begin MATERIAL PROVIDED

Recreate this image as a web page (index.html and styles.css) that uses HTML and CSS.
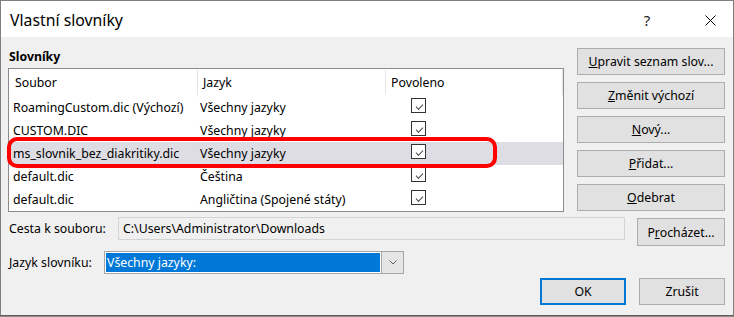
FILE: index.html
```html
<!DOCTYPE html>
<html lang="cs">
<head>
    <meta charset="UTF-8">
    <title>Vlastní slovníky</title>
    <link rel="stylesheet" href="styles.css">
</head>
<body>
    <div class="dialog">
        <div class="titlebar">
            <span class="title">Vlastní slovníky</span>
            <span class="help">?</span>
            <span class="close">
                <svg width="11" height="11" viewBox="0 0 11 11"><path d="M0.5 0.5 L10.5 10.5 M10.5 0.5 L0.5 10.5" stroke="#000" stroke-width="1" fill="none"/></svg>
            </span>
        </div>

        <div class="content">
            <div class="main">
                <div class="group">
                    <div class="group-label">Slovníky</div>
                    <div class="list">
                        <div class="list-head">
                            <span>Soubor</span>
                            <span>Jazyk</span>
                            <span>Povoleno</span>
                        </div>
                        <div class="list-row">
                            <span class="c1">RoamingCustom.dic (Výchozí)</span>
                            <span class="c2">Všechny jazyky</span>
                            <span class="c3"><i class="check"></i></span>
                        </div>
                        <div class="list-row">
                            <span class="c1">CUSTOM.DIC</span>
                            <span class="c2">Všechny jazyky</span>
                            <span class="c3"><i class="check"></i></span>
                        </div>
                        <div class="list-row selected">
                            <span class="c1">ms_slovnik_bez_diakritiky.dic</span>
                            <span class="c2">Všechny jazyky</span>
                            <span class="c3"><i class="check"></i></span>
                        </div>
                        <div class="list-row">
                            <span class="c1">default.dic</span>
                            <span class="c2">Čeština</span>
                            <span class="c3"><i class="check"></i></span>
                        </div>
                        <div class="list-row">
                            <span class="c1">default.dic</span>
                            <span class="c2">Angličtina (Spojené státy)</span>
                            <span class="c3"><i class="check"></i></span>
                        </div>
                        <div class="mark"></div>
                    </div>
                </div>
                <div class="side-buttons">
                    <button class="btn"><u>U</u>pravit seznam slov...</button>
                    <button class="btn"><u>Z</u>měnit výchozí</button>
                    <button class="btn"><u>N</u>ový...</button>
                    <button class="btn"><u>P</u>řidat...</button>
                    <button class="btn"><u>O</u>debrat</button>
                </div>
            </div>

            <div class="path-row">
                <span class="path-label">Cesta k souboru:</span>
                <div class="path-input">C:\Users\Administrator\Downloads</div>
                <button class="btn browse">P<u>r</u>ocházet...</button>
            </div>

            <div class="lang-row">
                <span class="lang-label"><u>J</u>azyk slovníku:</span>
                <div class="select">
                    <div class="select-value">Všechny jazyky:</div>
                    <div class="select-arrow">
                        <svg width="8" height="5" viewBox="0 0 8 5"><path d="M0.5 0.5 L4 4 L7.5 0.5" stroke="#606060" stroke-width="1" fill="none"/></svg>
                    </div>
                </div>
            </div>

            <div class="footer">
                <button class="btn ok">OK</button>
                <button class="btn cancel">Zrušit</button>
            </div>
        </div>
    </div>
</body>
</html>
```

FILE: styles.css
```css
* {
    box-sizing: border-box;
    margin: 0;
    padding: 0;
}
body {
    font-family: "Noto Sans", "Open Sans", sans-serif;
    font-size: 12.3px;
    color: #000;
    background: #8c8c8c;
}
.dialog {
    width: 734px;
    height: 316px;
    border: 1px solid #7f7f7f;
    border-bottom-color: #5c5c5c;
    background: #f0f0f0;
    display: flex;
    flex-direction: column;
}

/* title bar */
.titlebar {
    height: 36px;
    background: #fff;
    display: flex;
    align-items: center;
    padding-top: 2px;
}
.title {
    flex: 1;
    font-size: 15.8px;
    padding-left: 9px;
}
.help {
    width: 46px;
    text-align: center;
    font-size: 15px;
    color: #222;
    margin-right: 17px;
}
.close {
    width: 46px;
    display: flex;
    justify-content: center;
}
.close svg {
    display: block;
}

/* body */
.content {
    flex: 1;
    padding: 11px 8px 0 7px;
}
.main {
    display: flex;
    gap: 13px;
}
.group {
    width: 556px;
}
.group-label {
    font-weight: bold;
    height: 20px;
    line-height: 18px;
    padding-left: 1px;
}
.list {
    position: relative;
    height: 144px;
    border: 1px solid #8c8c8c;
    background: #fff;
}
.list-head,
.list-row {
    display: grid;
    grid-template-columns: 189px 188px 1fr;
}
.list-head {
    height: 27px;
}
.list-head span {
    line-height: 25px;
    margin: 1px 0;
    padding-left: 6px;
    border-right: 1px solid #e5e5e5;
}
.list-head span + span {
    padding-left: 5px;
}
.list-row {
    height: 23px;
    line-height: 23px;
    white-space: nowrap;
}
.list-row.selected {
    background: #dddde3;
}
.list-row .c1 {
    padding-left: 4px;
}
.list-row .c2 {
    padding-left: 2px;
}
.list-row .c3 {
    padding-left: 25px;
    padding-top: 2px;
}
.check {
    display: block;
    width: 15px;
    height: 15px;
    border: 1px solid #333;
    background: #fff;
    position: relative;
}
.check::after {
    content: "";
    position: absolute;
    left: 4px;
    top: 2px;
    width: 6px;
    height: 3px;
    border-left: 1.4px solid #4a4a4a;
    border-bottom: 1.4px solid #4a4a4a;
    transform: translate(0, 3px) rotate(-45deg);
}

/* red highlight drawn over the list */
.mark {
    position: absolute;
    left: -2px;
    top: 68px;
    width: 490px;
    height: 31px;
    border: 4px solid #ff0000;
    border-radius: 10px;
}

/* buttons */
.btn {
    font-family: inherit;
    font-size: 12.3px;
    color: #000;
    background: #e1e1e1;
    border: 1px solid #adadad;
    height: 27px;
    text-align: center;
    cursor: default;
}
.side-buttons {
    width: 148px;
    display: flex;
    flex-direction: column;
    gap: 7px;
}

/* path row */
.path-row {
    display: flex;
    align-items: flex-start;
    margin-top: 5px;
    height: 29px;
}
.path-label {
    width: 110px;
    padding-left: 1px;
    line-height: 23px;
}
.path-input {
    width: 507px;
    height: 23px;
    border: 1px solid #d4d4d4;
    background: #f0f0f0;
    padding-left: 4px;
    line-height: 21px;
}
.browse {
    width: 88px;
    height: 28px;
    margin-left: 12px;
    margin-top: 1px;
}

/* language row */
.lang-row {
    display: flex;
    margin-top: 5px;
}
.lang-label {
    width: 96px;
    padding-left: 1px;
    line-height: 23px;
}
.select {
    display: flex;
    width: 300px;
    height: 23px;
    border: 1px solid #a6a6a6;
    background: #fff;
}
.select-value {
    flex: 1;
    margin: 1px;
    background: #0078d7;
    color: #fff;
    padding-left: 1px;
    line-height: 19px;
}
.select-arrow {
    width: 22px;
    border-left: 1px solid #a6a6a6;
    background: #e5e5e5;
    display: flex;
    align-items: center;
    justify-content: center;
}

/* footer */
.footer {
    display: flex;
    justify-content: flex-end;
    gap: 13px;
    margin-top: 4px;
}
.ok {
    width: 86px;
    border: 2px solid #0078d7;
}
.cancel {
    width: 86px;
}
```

end MATERIAL PROVIDED

GIVEN REQUEST: Reproduce each line word for word and drop the pictures.

FINISHED TASK:
Recreate this image as a web page (index.html and styles.css) that uses HTML and CSS.
FILE: index.html
```html
<!DOCTYPE html>
<html lang="cs">
<head>
    <meta charset="UTF-8">
    <title>Vlastní slovníky</title>
    <link rel="stylesheet" href="styles.css">
</head>
<body>
    <div class="dialog">
        <div class="titlebar">
            <span class="title">Vlastní slovníky</span>
            <span class="help">?</span>
            <span class="close">
                <svg width="11" height="11" viewBox="0 0 11 11"><path d="M0.5 0.5 L10.5 10.5 M10.5 0.5 L0.5 10.5" stroke="#000" stroke-width="1" fill="none"/></svg>
            </span>
        </div>

        <div class="content">
            <div class="main">
                <div class="group">
                    <div class="group-label">Slovníky</div>
                    <div class="list">
                        <div class="list-head">
                            <span>Soubor</span>
                            <span>Jazyk</span>
                            <span>Povoleno</span>
                        </div>
                        <div class="list-row">
                            <span class="c1">RoamingCustom.dic (Výchozí)</span>
                            <span class="c2">Všechny jazyky</span>
                            <span class="c3"><i class="check"></i></span>
                        </div>
                        <div class="list-row">
                            <span class="c1">CUSTOM.DIC</span>
                            <span class="c2">Všechny jazyky</span>
                            <span class="c3"><i class="check"></i></span>
                        </div>
                        <div class="list-row selected">
                            <span class="c1">ms_slovnik_bez_diakritiky.dic</span>
                            <span class="c2">Všechny jazyky</span>
                            <span class="c3"><i class="check"></i></span>
                        </div>
                        <div class="list-row">
                            <span class="c1">default.dic</span>
                            <span class="c2">Čeština</span>
                            <span class="c3"><i class="check"></i></span>
                        </div>
                        <div class="list-row">
                            <span class="c1">default.dic</span>
                            <span class="c2">Angličtina (Spojené státy)</span>
                            <span class="c3"><i class="check"></i></span>
                        </div>
                        <div class="mark"></div>
                    </div>
                </div>
                <div class="side-buttons">
                    <button class="btn"><u>U</u>pravit seznam slov...</button>
                    <button class="btn"><u>Z</u>měnit výchozí</button>
                    <button class="btn"><u>N</u>ový...</button>
                    <button class="btn"><u>P</u>řidat...</button>
                    <button class="btn"><u>O</u>debrat</button>
                </div>
            </div>

            <div class="path-row">
                <span class="path-label">Cesta k souboru:</span>
                <div class="path-input">C:\Users\Administrator\Downloads</div>
                <button class="btn browse">P<u>r</u>ocházet...</button>
            </div>

            <div class="lang-row">
                <span class="lang-label"><u>J</u>azyk slovníku:</span>
                <div class="select">
                    <div class="select-value">Všechny jazyky:</div>
                    <div class="select-arrow">
                        <svg width="8" height="5" viewBox="0 0 8 5"><path d="M0.5 0.5 L4 4 L7.5 0.5" stroke="#606060" stroke-width="1" fill="none"/></svg>
                    </div>
                </div>
            </div>

            <div class="footer">
                <button class="btn ok">OK</button>
                <button class="btn cancel">Zrušit</button>
            </div>
        </div>
    </div>
</body>
</html>
```

FILE: styles.css
```css
* {
    box-sizing: border-box;
    margin: 0;
    padding: 0;
}
body {
    font-family: "Noto Sans", "Open Sans", sans-serif;
    font-size: 12.3px;
    color: #000;
    background: #8c8c8c;
}
.dialog {
    width: 734px;
    height: 316px;
    border: 1px solid #7f7f7f;
    border-bottom-color: #5c5c5c;
    background: #f0f0f0;
    display: flex;
    flex-direction: column;
}

/* title bar */
.titlebar {
    height: 36px;
    background: #fff;
    display: flex;
    align-items: center;
    padding-top: 2px;
}
.title {
    flex: 1;
    font-size: 15.8px;
    padding-left: 9px;
}
.help {
    width: 46px;
    text-align: center;
    font-size: 15px;
    color: #222;
    margin-right: 17px;
}
.close {
    width: 46px;
    display: flex;
    justify-content: center;
}
.close svg {
    display: block;
}

/* body */
.content {
    flex: 1;
    padding: 11px 8px 0 7px;
}
.main {
    display: flex;
    gap: 13px;
}
.group {
    width: 556px;
}
.group-label {
    font-weight: bold;
    height: 20px;
    line-height: 18px;
    padding-left: 1px;
}
.list {
    position: relative;
    height: 144px;
    border: 1px solid #8c8c8c;
    background: #fff;
}
.list-head,
.list-row {
    display: grid;
    grid-template-columns: 189px 188px 1fr;
}
.list-head {
    height: 27px;
}
.list-head span {
    line-height: 25px;
    margin: 1px 0;
    padding-left: 6px;
    border-right: 1px solid #e5e5e5;
}
.list-head span + span {
    padding-left: 5px;
}
.list-row {
    height: 23px;
    line-height: 23px;
    white-space: nowrap;
}
.list-row.selected {
    background: #dddde3;
}
.list-row .c1 {
    padding-left: 4px;
}
.list-row .c2 {
    padding-left: 2px;
}
.list-row .c3 {
    padding-left: 25px;
    padding-top: 2px;
}
.check {
    display: block;
    width: 15px;
    height: 15px;
    border: 1px solid #333;
    background: #fff;
    position: relative;
}
.check::after {
    content: "";
    position: absolute;
    left: 4px;
    top: 2px;
    width: 6px;
    height: 3px;
    border-left: 1.4px solid #4a4a4a;
    border-bottom: 1.4px solid #4a4a4a;
    transform: translate(0, 3px) rotate(-45deg);
}

/* red highlight drawn over the list */
.mark {
    position: absolute;
    left: -2px;
    top: 68px;
    width: 490px;
    height: 31px;
    border: 4px solid #ff0000;
    border-radius: 10px;
}

/* buttons */
.btn {
    font-family: inherit;
    font-size: 12.3px;
    color: #000;
    background: #e1e1e1;
    border: 1px solid #adadad;
    height: 27px;
    text-align: center;
    cursor: default;
}
.side-buttons {
    width: 148px;
    display: flex;
    flex-direction: column;
    gap: 7px;
}

/* path row */
.path-row {
    display: flex;
    align-items: flex-start;
    margin-top: 5px;
    height: 29px;
}
.path-label {
    width: 110px;
    padding-left: 1px;
    line-height: 23px;
}
.path-input {
    width: 507px;
    height: 23px;
    border: 1px solid #d4d4d4;
    background: #f0f0f0;
    padding-left: 4px;
    line-height: 21px;
}
.browse {
    width: 88px;
    height: 28px;
    margin-left: 12px;
    margin-top: 1px;
}

/* language row */
.lang-row {
    display: flex;
    margin-top: 5px;
}
.lang-label {
    width: 96px;
    padding-left: 1px;
    line-height: 23px;
}
.select {
    display: flex;
    width: 300px;
    height: 23px;
    border: 1px solid #a6a6a6;
    background: #fff;
}
.select-value {
    flex: 1;
    margin: 1px;
    background: #0078d7;
    color: #fff;
    padding-left: 1px;
    line-height: 19px;
}
.select-arrow {
    width: 22px;
    border-left: 1px solid #a6a6a6;
    background: #e5e5e5;
    display: flex;
    align-items: center;
    justify-content: center;
}

/* footer */
.footer {
    display: flex;
    justify-content: flex-end;
    gap: 13px;
    margin-top: 4px;
}
.ok {
    width: 86px;
    border: 2px solid #0078d7;
}
.cancel {
    width: 86px;
}
```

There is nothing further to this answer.